Lantas, Junaedi meyakini bahwa kliennya tidak memiliki keterkaitan apalagi kewajiban apapun dalam menanggung pemulihan lingkungan dari aktivitas pertambangan tersebut sebesar Rp 300 triliun.
"Posisi Harvey Moeis nanti akan menjadi fakta persidangan yang terang setelah diluruskan dengan fakta dan bukti dalam persidangan," ucapnya.
Dalam dakwaan juga disebutkan, Harvey Moeis dan tersangka lainnya, Helena Lim, menerima uang Rp 420 miliar dalam kasus korupsi timah. Berkaitan dengan dakwaan tersebut, Junaedi menerangkan, dana tersebut bukan dana yang digunakan oleh gratifikasi melainkan dan CSR (corporate social responsibility) dari seluruh smelter.
Dana yang diperoleh tersebut, digunakan untuk berbagai kegiatan community development di Bangka Belitung, seperti sumbangan masjid, sumbangan bencana alam, sumbangan covid dan alat kesehatan, dan lain-lain.
"Sehingga CSR bukan seolah-olah ada, tapi memang benar adanya, dan bukan bertujuan memperkaya diri sendiri maupun orang lain, tetapi untuk berbagai kegiatan community development yang akan disampaikan pada tahap pembuktian" beber Junaedi.
Dengan mempertimbangkan kondisi tersebut, menurut Junaedi, segala tuduhan yang dialamatkan kepada kliennya tidaklah tepat.
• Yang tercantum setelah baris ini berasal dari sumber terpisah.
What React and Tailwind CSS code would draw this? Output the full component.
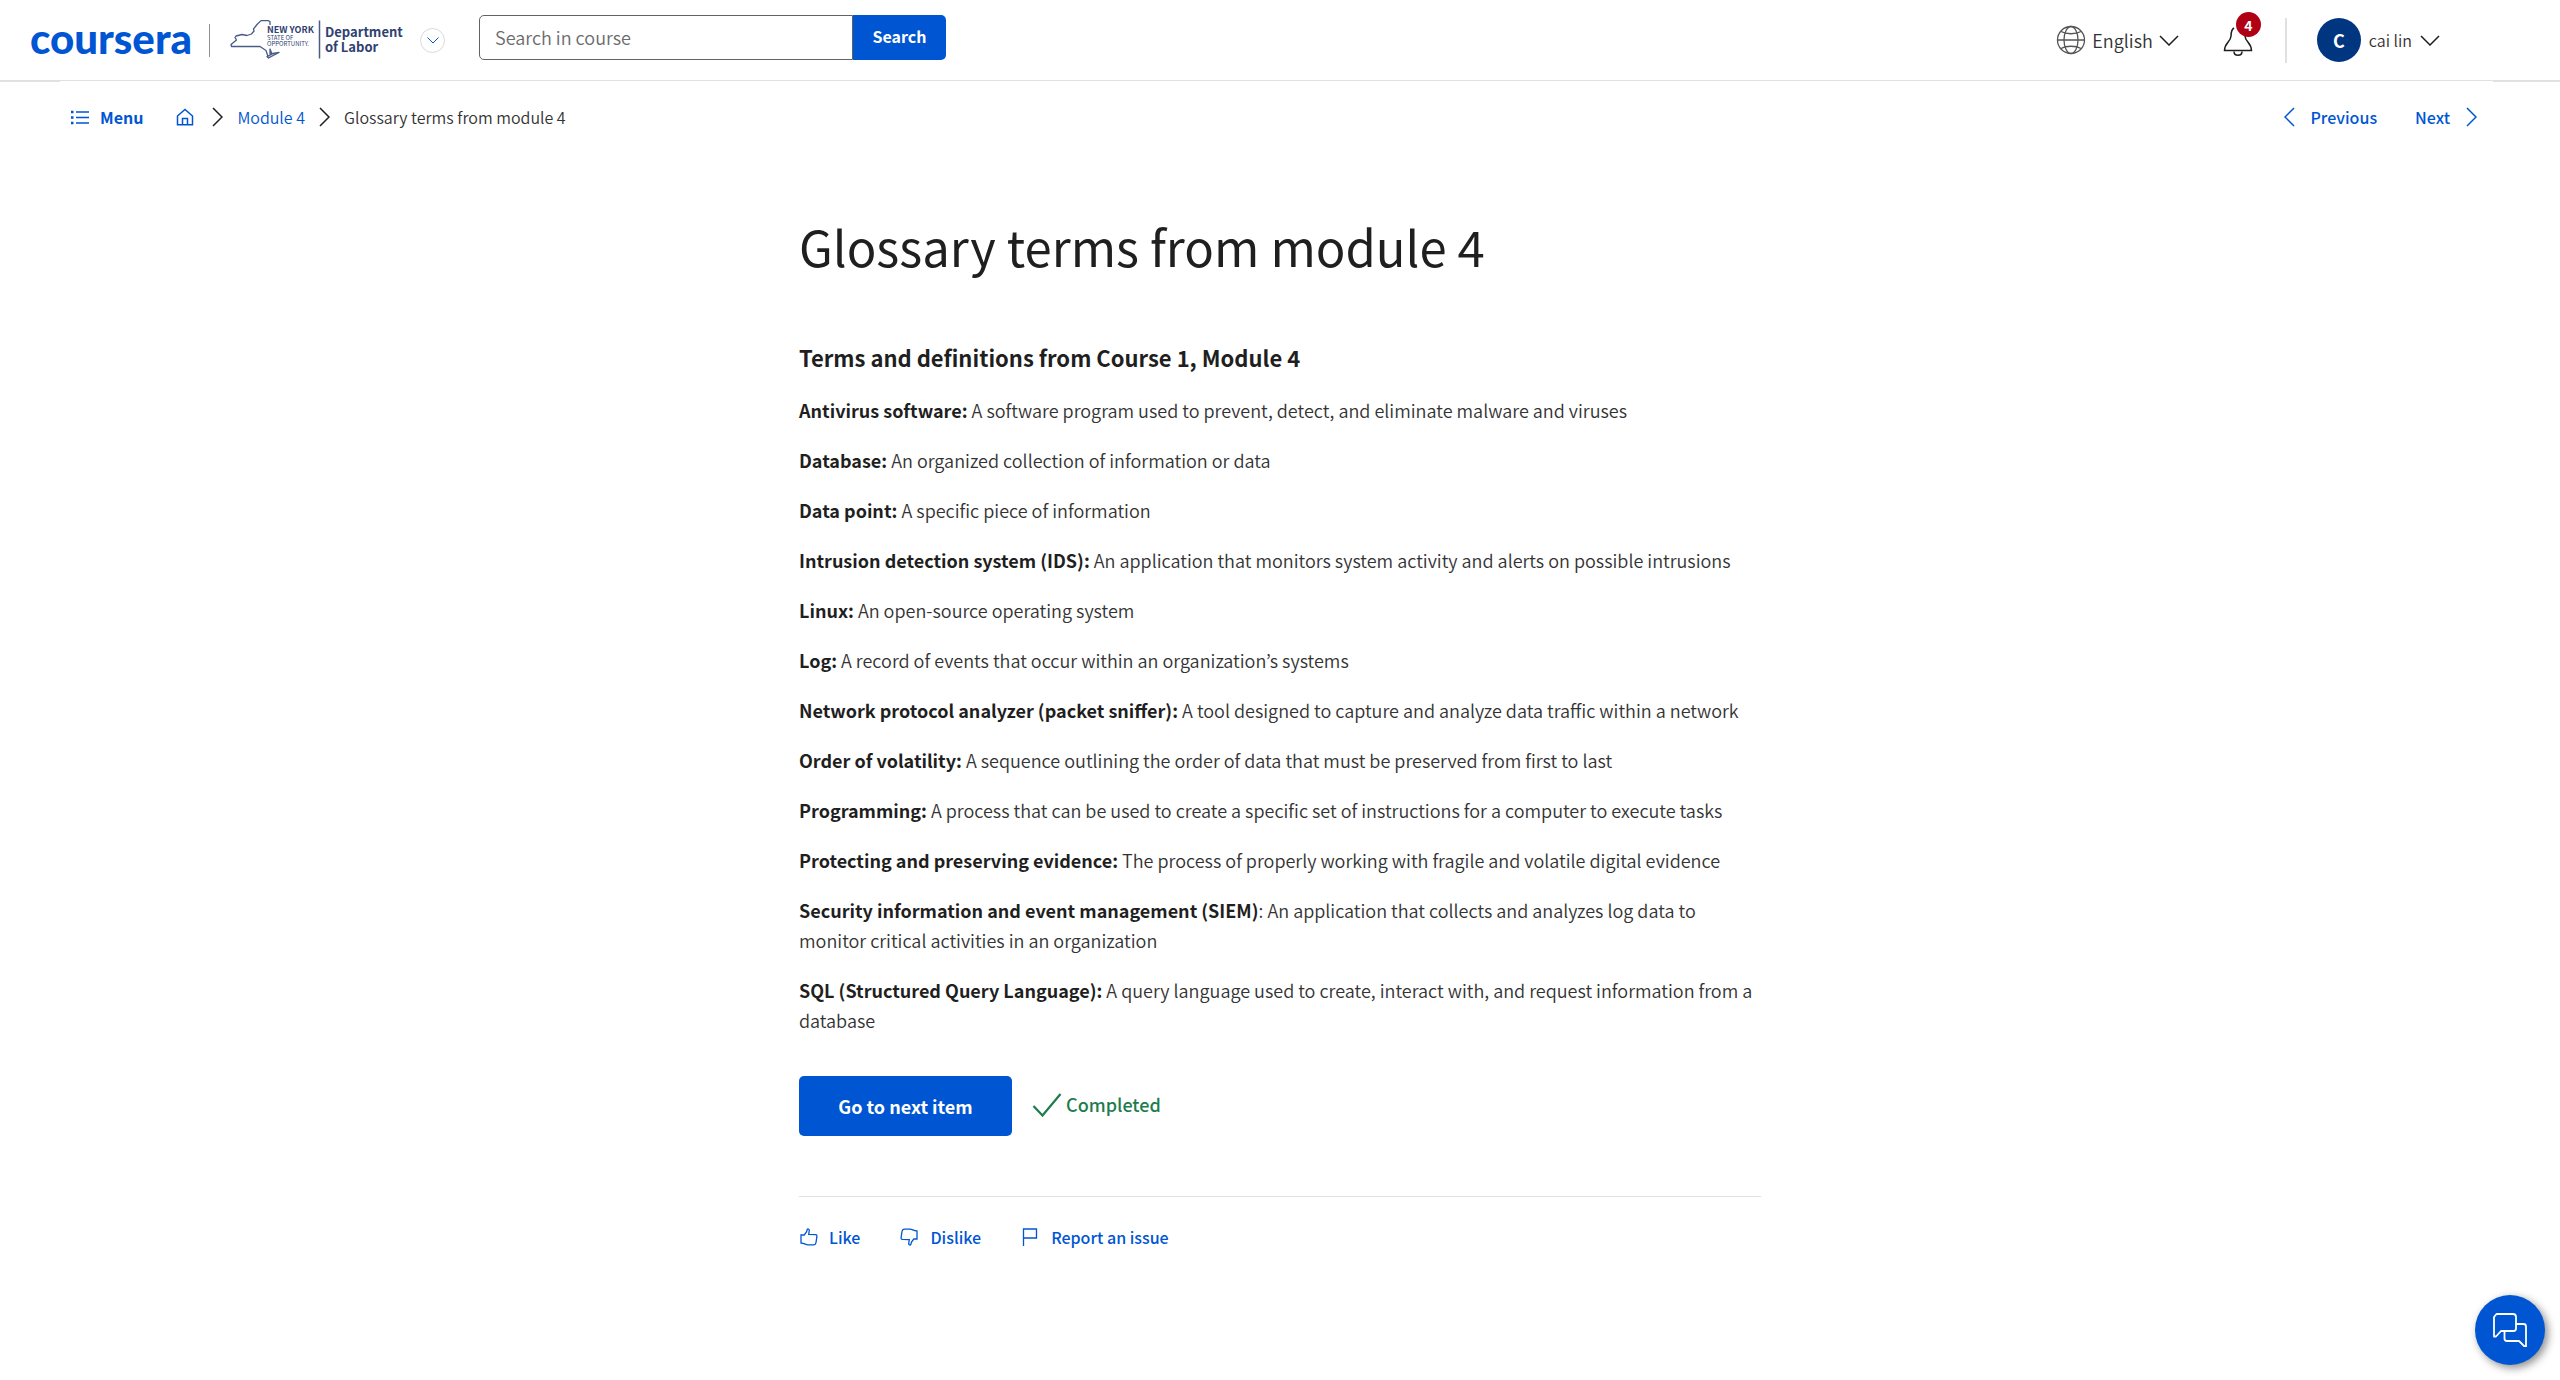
const TERMS = [
  ["Antivirus software:", "A software program used to prevent, detect, and eliminate malware and viruses"],
  ["Database:", "An organized collection of information or data"],
  ["Data point:", "A specific piece of information"],
  ["Intrusion detection system (IDS):", "An application that monitors system activity and alerts on possible intrusions"],
  ["Linux:", "An open-source operating system"],
  ["Log:", "A record of events that occur within an organization’s systems"],
  ["Network protocol analyzer (packet sniffer):", "A tool designed to capture and analyze data traffic within a network"],
  ["Order of volatility:", "A sequence outlining the order of data that must be preserved from first to last"],
  ["Programming:", "A process that can be used to create a specific set of instructions for a computer to execute tasks"],
  ["Protecting and preserving evidence:", "The process of properly working with fragile and volatile digital evidence"],
  ["Security information and event management (SIEM)", "An application that collects and analyzes log data to monitor critical activities in an organization", ":"],
  ["SQL (Structured Query Language):", "A query language used to create, interact with, and request information from a database"],
];

function Chevron({ dir, className = "" }) {
  const d = {
    down: "M1 1l9 9 9-9",
    left: "M10 1l-9 9 9 9",
    right: "M1 1l9 9-9 9",
  }[dir];
  const box = dir === "down" ? "0 0 20 11" : "0 0 11 20";
  const size = dir === "down" ? "w-5 h-[11px]" : "w-[11px] h-5";
  return (
    <svg viewBox={box} className={`${size} shrink-0 ${className}`} fill="none" stroke="currentColor" strokeWidth="1.5" aria-hidden="true">
      <path d={d} />
    </svg>
  );
}

function PartnerLogo() {
  return (
    <svg viewBox="0 0 178 42" className="h-[42px] w-[178px]" aria-label="New York State Department of Labor" role="img">
      <g fill="none" stroke="#4a5b86" strokeWidth="1.3" strokeLinejoin="round">
        <path d="M40 6V2.5L38 1.6H31L27 5.5L23.500 10L24 12L21.500 15L17 16.500L12 15.500L6 17L5 18.500L6.500 21L1 25.500L1.500 27.500H30L36 31.500L38 37.500" />
        <path d="M40 30V35L49 33.500L38.500 39L37 37.500L42 35Z" fill="#4a5b86" fillOpacity=".35" />
      </g>
      <path d="M89.500 1.500V39.500" stroke="#4a5b86" strokeWidth="1.500" />
      <g fill="#2f4172" fontFamily="Noto Sans CJK KR, sans-serif">
        <text x="37" y="14" fontSize="9" fontWeight="700">NEW YORK</text>
        <text x="37" y="21" fontSize="6">STATE OF</text>
        <text x="37" y="27" fontSize="6">OPPORTUNITY.</text>
        <g fontSize="13" fontWeight="700">
          <text x="95" y="18">Department</text>
          <text x="95" y="33">of Labor</text>
        </g>
      </g>
    </svg>
  );
}

function Header() {
  return (
    <header>
      <div className="flex h-20 items-center pl-[30px] pr-[120px]">
        <a href="#home" className="flex h-10 w-[159px] items-center pb-1 font-[Lato] text-[42px] font-black leading-10 text-[#0056d2]">coursera</a>
        <span className="ml-5 h-[33px] w-px bg-[#8e8e8e]" />
        <div className="ml-5">
          <PartnerLogo />
        </div>
        <button type="button" aria-label="Switch program" className="ml-3 flex size-[25px] items-center justify-center rounded-full border border-[#dadada] text-[#0056d2]">
          <svg viewBox="0 0 12 7" className="h-[7px] w-3" fill="none" stroke="currentColor" aria-hidden="true">
            <path d="M.5.500l5.500 5.500L11.500.500" />
          </svg>
        </button>
        <form className="-mt-1.5 ml-[34px] flex h-[45px] w-[467px]" onSubmit={(e) => e.preventDefault()}>
          <input
            type="text"
            aria-label="Search in course"
            placeholder="Search in course"
            className="min-w-0 flex-1 rounded-l-[5px] border border-[#636363] px-[15px] text-lg font-[350] text-[#1f1f1f] placeholder:text-[#6b6b6b]"
          />
          <button type="submit" className="w-[93px] rounded-r-[5px] bg-[#0056d2] pb-0.5 text-base font-bold text-white">Search</button>
        </form>
        <div className="ml-auto flex items-center">
          <button type="button" className="flex items-center text-lg font-[350] text-[#333]">
            <svg viewBox="0 0 30 30" className="size-[30px]" fill="none" stroke="#555" strokeWidth="1.300" aria-hidden="true">
              <circle cx="15" cy="15" r="13.500" />
              <ellipse cx="15" cy="15" rx="7" ry="13.500" />
              <path d="M1.500 15h27M5 6.500c5 3 15 3 20 0M5 23.500c5-3 15-3 20 0" />
            </svg>
            <span className="ml-1.5">English</span>
            <Chevron dir="down" className="ml-1.5 text-[#1f1f1f]" />
          </button>
          <button type="button" aria-label="4 notifications" className="relative ml-11 h-8 w-[30px]">
            <svg viewBox="0 0 30 32" className="h-8 w-[30px]" fill="none" stroke="#1f1f1f" strokeWidth="1.500" aria-hidden="true">
              <path d="M11 4C8.500 5.500 8 8.500 8 12c0 5.500-6.500 7-6.500 14.500h27C28.500 19 22 17.500 22 12c0-3.500-.500-6.500-3-8" />
              <path d="M11 27.500c0 5 8 5 8 0" />
            </svg>
            <span className="absolute -top-3 left-[13px] flex size-[25px] items-center justify-center rounded-full bg-[#b00016] text-sm font-bold text-white">4</span>
          </button>
          <span className="ml-8 h-[45px] w-0.5 bg-[#e1e1e1]" />
          <button type="button" className="ml-[30px] flex items-center text-[#333]">
            <span className="flex size-11 items-center justify-center rounded-full bg-[#003580] text-lg font-bold text-white">C</span>
            <span className="ml-2 pb-px text-base font-[350]">cai lin</span>
            <Chevron dir="down" className="ml-2 text-[#1f1f1f]" />
          </button>
        </div>
      </div>
      <div className="h-px bg-[#e1e1e1]" />
      <div className="flex h-px justify-between">
        <span className="w-[60px] bg-[#e1e1e1]" />
        <span className="w-[67px] bg-[#e1e1e1]" />
      </div>
    </header>
  );
}

function SubNav() {
  return (
    <div className="flex h-[70px] items-center justify-between pl-[70px] pr-[83px] text-base text-[#0056d2]">
      <div className="flex items-center">
        <button type="button" className="flex items-center font-bold">
          <svg viewBox="0 0 20 16" className="h-4 w-5" fill="none" stroke="currentColor" strokeWidth="1.300" aria-hidden="true">
            <path d="M6 3h13M6 8.500h13M6 14h13" />
            <path d="M1 3h2.500M1 8.500h2.500M1 14h2.500" strokeWidth="2.500" />
          </svg>
          <span className="ml-2.5">Menu</span>
        </button>
        <nav aria-label="Breadcrumb" className="flex items-center font-[350]">
          <a href="#course" aria-label="Course home" className="ml-[33px]">
            <svg viewBox="0 0 18 18" className="size-[18px]" fill="none" stroke="currentColor" strokeWidth="1.500" aria-hidden="true">
              <path d="M1.500 8L9 1.500 16.500 8v8.800h-15zM6.500 16.800v-6.300h5v6.300" />
            </svg>
          </a>
          <Chevron dir="right" className="ml-[18px] text-[#1f1f1f]" />
          <a href="#module-4" className="ml-3.5">Module 4</a>
          <Chevron dir="right" className="ml-3.5 text-[#1f1f1f]" />
          <span className="ml-3.5 text-[#333]">Glossary terms from module 4</span>
        </nav>
      </div>
      <div className="flex items-center pb-px font-medium">
        <a href="#previous" className="flex items-center">
          <Chevron dir="left" />
          <span className="ml-4">Previous</span>
        </a>
        <a href="#next" className="ml-[38px] flex items-center">
          <span>Next</span>
          <Chevron dir="right" className="ml-4" />
        </a>
      </div>
    </div>
  );
}

const THUMB = "M1 7h3.200L6.500 4 7.200 1.500C7.600.700 9.300.800 9.300 2.300L8.700 6.300l7 .400c1 .100 1.300.700 1.200 1.600L16 14.500c-.300 1.600-1 2.400-2.500 2.400H8c-2.500 0-3-1.600-7-1.900z";

export default function App() {
  return (
    <div className="min-h-screen bg-white font-['Noto_Sans_CJK_KR',sans-serif] text-[#1f1f1f]">
      <Header />
      <SubNav />
      <main className="mx-auto w-full max-w-[962px] pt-[58px]">
        <h1 className="text-[49px] leading-[72px]">Glossary terms from module 4</h1>
        <h2 className="mt-[60px] text-[22px] font-bold leading-[30px]">Terms and definitions from Course 1, Module 4</h2>
        <div className="mt-[23px] flex flex-col gap-5 text-lg font-[350] leading-[30px] text-[#333]">
          {TERMS.map(([term, text, sep = ""]) => (
            <p key={term}>
              <strong className="font-bold text-[#1f1f1f]">{term}</strong>{sep} {text}
            </p>
          ))}
        </div>
        <div className="mt-[41px] flex items-center">
          <button type="button" className="h-[60px] w-[213px] rounded-[5px] bg-[#0056d2] text-lg font-bold text-white">Go to next item</button>
          <div className="ml-5 flex items-center pb-0.5 text-lg font-medium text-[#1d7c4d]">
            <svg viewBox="0 0 30 24" className="h-6 w-[30px]" fill="none" stroke="currentColor" strokeWidth="2.200" aria-hidden="true">
              <path d="M1.500 13l9 9.500L28.500 1" />
            </svg>
            <span className="ml-1 pb-0.5">Completed</span>
          </div>
        </div>
        <hr className="mt-[60px] border-[#e1e1e1]" />
        <div className="mt-7 flex items-center gap-10 pl-px text-base font-medium text-[#0056d2]">
          <button type="button" className="flex items-center gap-[11px]">
            <svg viewBox="0 0 18 18" className="size-[18px]" fill="none" stroke="currentColor" strokeWidth="1.300" aria-hidden="true">
              <path d={THUMB} />
            </svg>
            Like
          </button>
          <button type="button" className="flex items-center gap-3">
            <svg viewBox="0 0 18 18" className="size-[18px]" fill="none" stroke="currentColor" strokeWidth="1.300" aria-hidden="true">
              <path d={THUMB} transform="rotate(180 9 9)" />
            </svg>
            Dislike
          </button>
          <button type="button" className="flex items-center gap-3">
            <svg viewBox="0 0 18 18" className="size-[18px]" fill="none" stroke="currentColor" strokeWidth="1.300" aria-hidden="true">
              <path d="M2.500 18V1h13v9h-13" />
            </svg>
            Report an issue
          </button>
        </div>
      </main>
      <button type="button" aria-label="Open chat" className="fixed bottom-[15px] right-[15px] flex size-[70px] items-center justify-center rounded-full bg-[#0056d2] text-white shadow-[3px_3px_8px_rgba(0,0,0,0.45)]">
        <svg viewBox="0 0 34 34" className="size-[34px]" fill="none" stroke="currentColor" strokeWidth="1.800" strokeLinejoin="round" aria-hidden="true">
          <path d="M3.500 1H20c1.700 0 3 1.300 3 3v11.500c0 1.500-1 2.500-2.500 2.500H8l-5 5.500H1V4z" />
          <path d="M23 11h7.500c1.500 0 2.500 1 2.500 2.500V33.500h-1.500L26 28H14c-1.500 0-2.500-1-2.500-2.500V18" />
        </svg>
      </button>
    </div>
  );
}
Bahkan, ia juga mempertanyakan aksi penyitaan terhadap kekayaan Harvey Moeis dan Istrinya yang dinilai tidak bekaitan dengan tuduhan korupsi tersebut.
"Harta yang disita saat ini adalah harta dari penghasilan Harvey Moeis sendiri sebagai pengusaha, bahkan terdapat pula aset yang merupakan hasil dari jerih payah istrinya, contohnya seperti 88 tas branded itu merupakan hasil endorsement," pungkas dia.
Diketahui, Harvey Moeis didakwa melakukan penambangan ilegal di wilayah IUP PT Timah Tbk melalui PT Refined Bangka Tin dan melakukan Tindak Pidana Pencucian Uang (TPPU). Kerugian keuangan negara dalam kasus ini mencapai Rp 300 triliun.
Harvey Moeis didakwa melanggar Pasal 2 ayat (1) dan Pasal 3 juncto Pasal 18 UU Tipikor juncto Pasal 55 ayat (1) ke-1 KUHP dan Pasal 4 UU 8 tahun 2010 tentang Pemberantasan TPPU.